Diciamolo chiaro: migliore spot alla riforma della giustizia non poteva esserci. La bomba giudiziaria del 28 gennaio probabilmente segnerà la legislatura. Ci sarà un prima e un dopo. Perché la maggioranza ha fatto quadrato come non mai alla notizia dell’avviso di garanzia alla premier e a mezzo governo. E l’accelerazione del percorso parlamentare della separazione delle carriere comincerà già oggi, con la riforma che verrà formalmente incardinata in Senato. Che questo significhi scontro frontale con le toghe, ormai, agli uomini della maggioranza non importa più.
Nei corridoi di Palazzo Chigi dicono che Giorgia Meloni sia stata colta completamente alla sprovvista dall’avviso di garanzia. E che, non appena sbollita la rabbia, abbia deciso di giocare d’anticipo, rivelando lei stessa la notizia. Come a togliere questa soddisfazione alla Procura di Roma. La presidente del Consiglio ha diffuso sui social un video in cui vi sono tanti elementi. Anzitutto l’indignazione per una mossa giudiziaria senza precedenti: un atto giudiziario contro il presidente del Consiglio (Berlusconi docet), ma anche contro i ministri della Giustizia e dell’Interno e il sottosegretario alla Presidenza del Consiglio. Poi subito la controffensiva: l’atto è firmato dal procuratore della Repubblica di Roma, Francesco Lo Voi, lo stesso che da capo della Procura di Palermo ha aperto il procedimento contro Matteo Salvini per la nave Open Arms, finito con una clamorosa sconfitta della pubblica accusa in tribunale. Come a dire che l’accusa viene da una fonte del tutto screditata, e che il caso Meloni finirà nel nulla, come il caso Salvini.
E a nulla è valsa la spiegazione dell’avvocato Luigi Li Gotti, secondo cui l’iscrizione del registro degli indagati era praticamente un atto dovuto, essendo la sua denuncia dettagliata e nominativa. Secondo i fedelissimi della Meloni un margine di discrezionalità c’era, eccome, e la denuncia poteva essere archiviata. Voler aprire un procedimento viene valutato quindi un atto politico, ovviamente ostile. Ma Meloni, ribadendo di non essere ricattabile, ha sottolineato la differenza sostanziale fra lei e Berlusconi, ovvero l’assenza di un patrimonio.

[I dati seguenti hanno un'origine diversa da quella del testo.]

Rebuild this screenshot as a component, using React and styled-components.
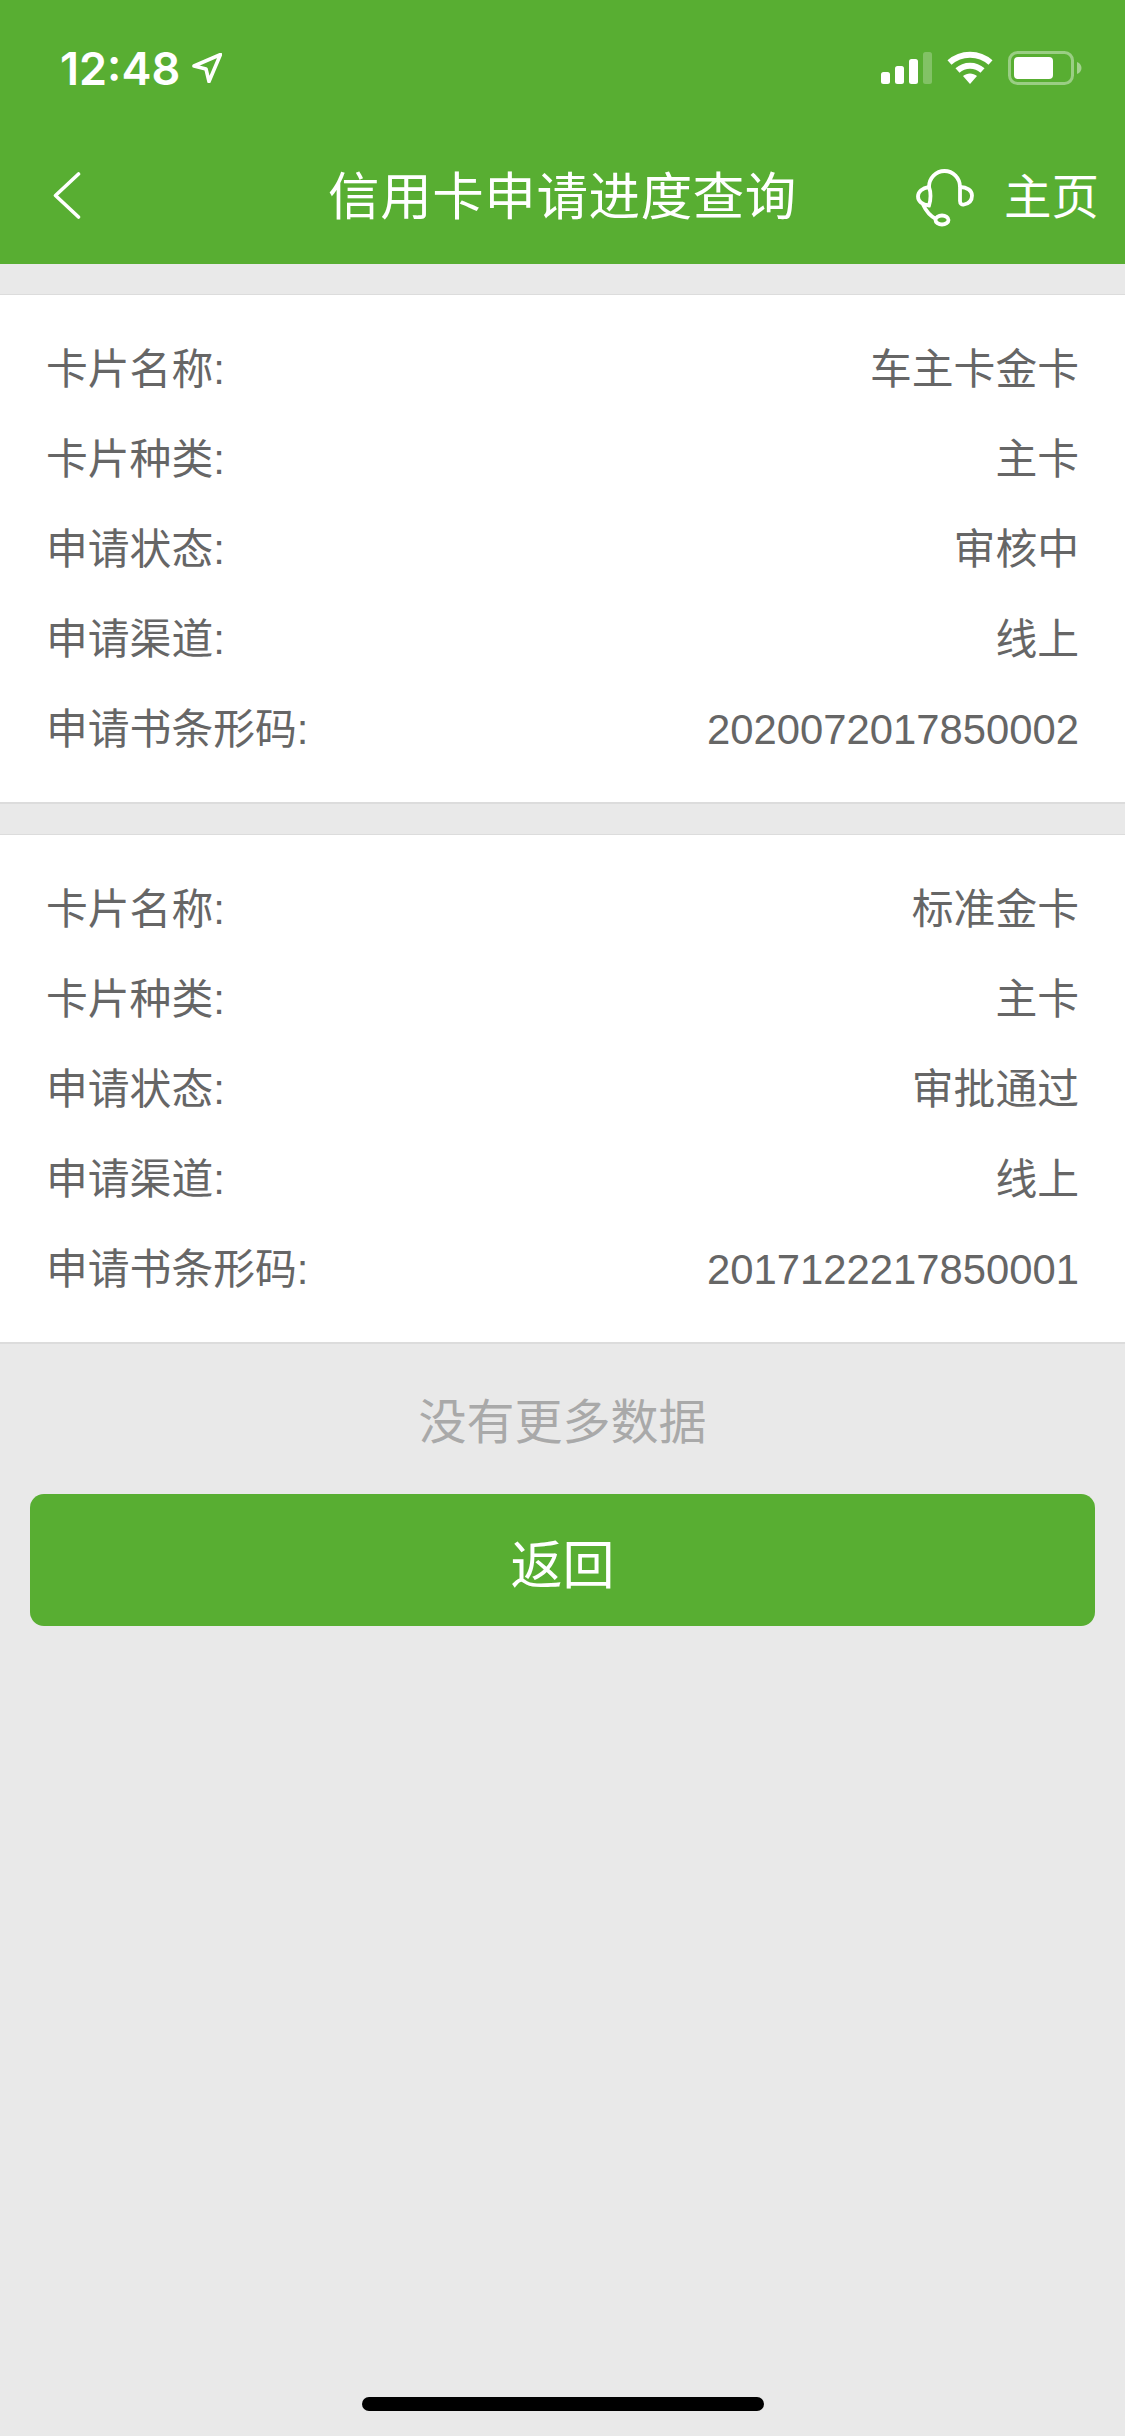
import React from 'react';
import styled, { createGlobalStyle } from 'styled-components';

const GlobalStyle = createGlobalStyle`
  html, body {
    margin: 0;
    padding: 0;
    background: #e9e9e9;
  }
`;

const Page = styled.div`
  position: relative;
  width: 1125px;
  height: 2436px;
  background: #e9e9e9;
  font-family: 'Liberation Sans', 'Noto Sans CJK SC', sans-serif;
  overflow: hidden;
`;

const Header = styled.header`
  height: 264px;
  background: #58ae32;
  color: #fff;
  display: flex;
  flex-direction: column;
`;

const StatusBar = styled.div`
  height: 132px;
  display: flex;
  align-items: center;
  justify-content: space-between;
  padding: 4px 43px 0 60px;
  box-sizing: border-box;
`;

const TimeGroup = styled.div`
  display: flex;
  align-items: center;
  gap: 12px;
`;

const Time = styled.span`
  font-family: Inter, 'Liberation Sans', sans-serif;
  font-size: 45px;
  font-weight: 600;
  line-height: 1;
`;

const StatusIcons = styled.div`
  display: flex;
  align-items: center;
  gap: 15px;
`;

const NavBar = styled.div`
  height: 132px;
  display: grid;
  grid-template-columns: 1fr auto 1fr;
  align-items: center;
  padding: 0 26px;
  box-sizing: border-box;
`;

const Title = styled.h1`
  margin: 0;
  font-size: 51.5px;
  font-weight: 400;
  letter-spacing: 0.6px;
  line-height: 1;
`;

const NavRight = styled.div`
  display: flex;
  align-items: center;
  justify-content: flex-end;
  gap: 30px;
`;

const HomeLabel = styled.span`
  font-size: 47.5px;
  line-height: 1;
`;

const BackButton = styled.div`
  display: flex;
  align-items: center;
  padding-left: 27px;
  position: relative;
  top: -3px;
`;

const Cards = styled.div`
  padding-top: 30px;
  display: flex;
  flex-direction: column;
  gap: 30px;
`;

const Card = styled.section`
  background: #fff;
  border-top: 1px solid #dcdcdc;
  border-bottom: 2px solid #dcdcdc;
  padding: 30px 46px 27px 46px;
`;

const Row = styled.div`
  height: 90px;
  line-height: 90px;
  display: flex;
  align-items: baseline;
  justify-content: space-between;
  font-size: 41.8px;
  color: #666;
`;

const NoMore = styled.div`
  height: 150px;
  padding-bottom: 3px;
  box-sizing: border-box;
  display: flex;
  align-items: center;
  justify-content: center;
  font-size: 48px;
  color: #a9a9a9;
`;

const ReturnButton = styled.button`
  display: block;
  width: 1065px;
  height: 132px;
  margin: 0 30px;
  border: 0;
  border-radius: 14px;
  background: #58ae32;
  color: #fff;
  font-family: inherit;
  font-size: 52px;
  padding: 3px 0 0;
`;

const HomeIndicator = styled.div`
  position: absolute;
  left: 362px;
  bottom: 25px;
  width: 402px;
  height: 14px;
  border-radius: 7px;
  background: #000;
`;

const LocationIcon = () => (
  <svg width="30" height="30" viewBox="0 0 30 30" fill="none">
    <path d="M2 13 L28.5 1.5 L17 28.5 L14 16 Z" stroke="#fff" strokeWidth="3.6" strokeLinejoin="round" />
  </svg>
);

const SignalIcon = () => (
  <svg width="51" height="32" viewBox="0 0 51 32" fill="#fff">
    <rect x="0" y="20" width="9" height="12" rx="2.5" />
    <rect x="14" y="14" width="9" height="18" rx="2.5" />
    <rect x="28" y="7" width="9" height="25" rx="2.5" />
    <rect x="42" y="0" width="9" height="32" rx="2.5" opacity="0.25" />
  </svg>
);

const WifiIcon = () => (
  <svg width="46" height="34" viewBox="0 0 46 34" fill="none">
    <path d="M2.5 11.5 C14 1 32 1 43.5 11.5" stroke="#fff" strokeWidth="6" />
    <path d="M10.5 19.5 C17.5 13 28.5 13 35.5 19.5" stroke="#fff" strokeWidth="6" />
    <path d="M16 25 C20 21.6 26 21.6 30 25 L23 33 Z" fill="#fff" />
  </svg>
);

const BatteryIcon = () => (
  <svg width="74" height="34" viewBox="0 0 74 34" fill="none">
    <rect x="1.5" y="1.5" width="63" height="31" rx="8" stroke="#fff" strokeOpacity="0.4" strokeWidth="3" />
    <rect x="6" y="6" width="39" height="22" rx="4" fill="#fff" />
    <path d="M69 11 C72 12 73.5 14.5 73.5 17 C73.5 19.5 72 22 69 23 Z" fill="#fff" fillOpacity="0.45" />
  </svg>
);

const BackIcon = () => (
  <svg width="28" height="47" viewBox="0 0 28 47" fill="none">
    <path d="M25.5 2 L2.5 23.5 L25.5 45" stroke="#fff" strokeWidth="3.6" strokeLinecap="round" strokeLinejoin="round" />
  </svg>
);

const HeadsetIcon = () => (
  <svg width="58" height="58" viewBox="0 0 58 58" fill="none" stroke="#fff" strokeWidth="3.8">
    <path d="M13 18 A15.5 16 0 0 1 44 18" />
    <path d="M13 18 C6 19 2 23 2 27.5 C2 32 6 36 13 36.5 C15 31 15 23 13 18 Z" />
    <path d="M44 18 L44 32 C44 35 46 36 48 35.5 C53 34.5 56 31.5 56 26.5 C56 21.5 51 18 44 18 Z" />
    <path d="M7 35.5 C10 42 14 47 20 50" />
    <ellipse cx="26" cy="51" rx="6.5" ry="4.5" />
  </svg>
);

const cards = [
  { name: '车主卡金卡', kind: '主卡', status: '审核中', channel: '线上', code: '2020072017850002' },
  { name: '标准金卡', kind: '主卡', status: '审批通过', channel: '线上', code: '2017122217850001' },
];

function InfoCard({ card }) {
  return (
    <Card>
      <Row><span>卡片名称:</span><span>{card.name}</span></Row>
      <Row><span>卡片种类:</span><span>{card.kind}</span></Row>
      <Row><span>申请状态:</span><span>{card.status}</span></Row>
      <Row><span>申请渠道:</span><span>{card.channel}</span></Row>
      <Row><span>申请书条形码:</span><span>{card.code}</span></Row>
    </Card>
  );
}

export default function App() {
  return (
    <Page>
      <GlobalStyle />
      <Header>
        <StatusBar>
          <TimeGroup>
            <Time>12:48</Time>
            <LocationIcon />
          </TimeGroup>
          <StatusIcons>
            <SignalIcon />
            <WifiIcon />
            <BatteryIcon />
          </StatusIcons>
        </StatusBar>
        <NavBar>
          <BackButton><BackIcon /></BackButton>
          <Title>信用卡申请进度查询</Title>
          <NavRight>
            <HeadsetIcon />
            <HomeLabel>主页</HomeLabel>
          </NavRight>
        </NavBar>
      </Header>
      <Cards>
        {cards.map((card) => (
          <InfoCard key={card.code} card={card} />
        ))}
      </Cards>
      <NoMore>没有更多数据</NoMore>
      <ReturnButton>返回</ReturnButton>
      <HomeIndicator />
    </Page>
  );
}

Il sospetto di tutto il centrodestra è nelle parole di Barbara Berlusconi: giustizia a orologeria, come nel 1994. La conseguenza è che tiri aria di fine delle esitazioni: sulla riforma della giustizia si procederà spediti, una volta per tutte. Conforta che Magistratura Indipendente, l’ala più moderata delle toghe, sia risultata la più votata nelle elezioni interne dell’ANM. Perché nel mirino non c’è la magistratura nel suo complesso, sarebbe un gravissimo errore politico lo scontro frontale. L’intenzione è quella di riequilibrare il rapporto fra politica e toghe, sapendo di poter contare sulla sponda di Calenda e Renzi. Non solo separazione delle carriere, ma forse anche responsabilità civile delle toghe. Con la convinzione, dicono in molti, che se una riforma costituzionale dovesse arrivare al referendum confermativo, la vittoria del sì sarebbe a portata di mano.
Ogni cosa a suo tempo, però. Per studiare bene le mosse è stata annullata l’informativa sul caso Almasri che Piantedosi e Nordio avrebbero dovuto tenere oggi in entrambi i rami del Parlamento. Un rinvio che ha mandato su tutte le furie le opposizioni. In fondo l’impressione che il caso sia stato gestito male è impressione di molti, fra una magistratura che si attacca ai cavilli e un governo che si sbarazza in fretta e furia di un ospite ingombrante e sgradito. D’ora in avanti ogni mossa dovrà essere calibrata, ma la traiettoria politica è segnata, anche a costo di arroventare il clima politico, con le conseguenti preoccupazioni che uno scontro aperto possa provocare nel presidente della Repubblica, da cui più volte sono venuti richiami alla leale collaborazione fra i poteri dello Stato.